Highlights & Insights¶
- Extreme Simplicity: The core design is captured in a simple logic (latent space masking + classification reconstruction), is completely plug-and-play, and incurs zero inference overhead.
- The analysis of MRM from an information bottleneck perspective is compelling: masking acts as structured noise injection, reducing \(I(Z;X)\) while preserving \(I(Z;Y)\).
- The counter-intuitive discovery that "pixel reconstruction objectives are harmful to segmentation tasks" provides valuable reference for the community.
- Applying MRM only in the target domain is effective, revealing the correct usage of auxiliary tasks in UDA.
Limitations & Future Work¶
- The Rebuilder capacity is limited (only 2 Transformer blocks); increasing capacity leads to training instability.
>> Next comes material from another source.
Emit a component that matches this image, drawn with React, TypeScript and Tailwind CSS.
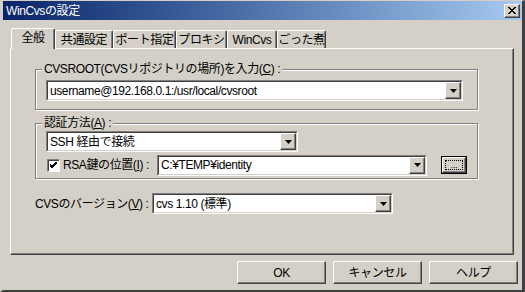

- Only validated in UDA settings; applicability to domain generalization or source-free UDA remains unknown.
- The masking strategy is relatively simple (uniform random); semantic-guided masking might yield higher gains.
- Specifically tailored for pixel-level classification; tasks like depth estimation or panoptic segmentation require further research.
Related Work & Insights¶
- vs MAE/MIM: MAE masks in input space and reconstructs pixels, which is incompatible with segmentation architectures and misaligned with goals. MRM masks in feature space and reconstructs with classification objectives, ensuring compatibility and better performance.
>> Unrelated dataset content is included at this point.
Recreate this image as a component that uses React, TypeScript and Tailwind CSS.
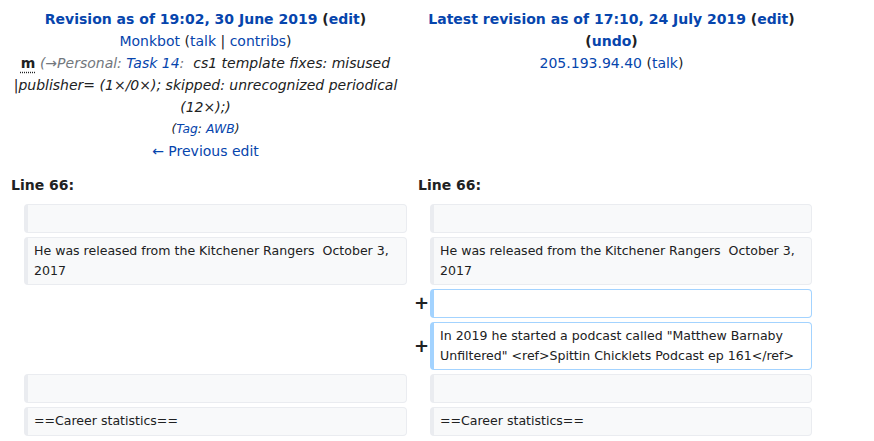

- vs Contrastive Learning Auxiliary Tasks (SePiCo, PiPa): Contrastive learning only enhances encoder features, whereas MRM trains both the encoder and decoder, providing more comprehensive regularization.
- vs MIC: MIC performs mask consistency in image space (similar to high-ratio CutOut), while MRM performs mask reconstruction in feature space. The two are complementary—MIC+MRM achieves 77.5 mIoU.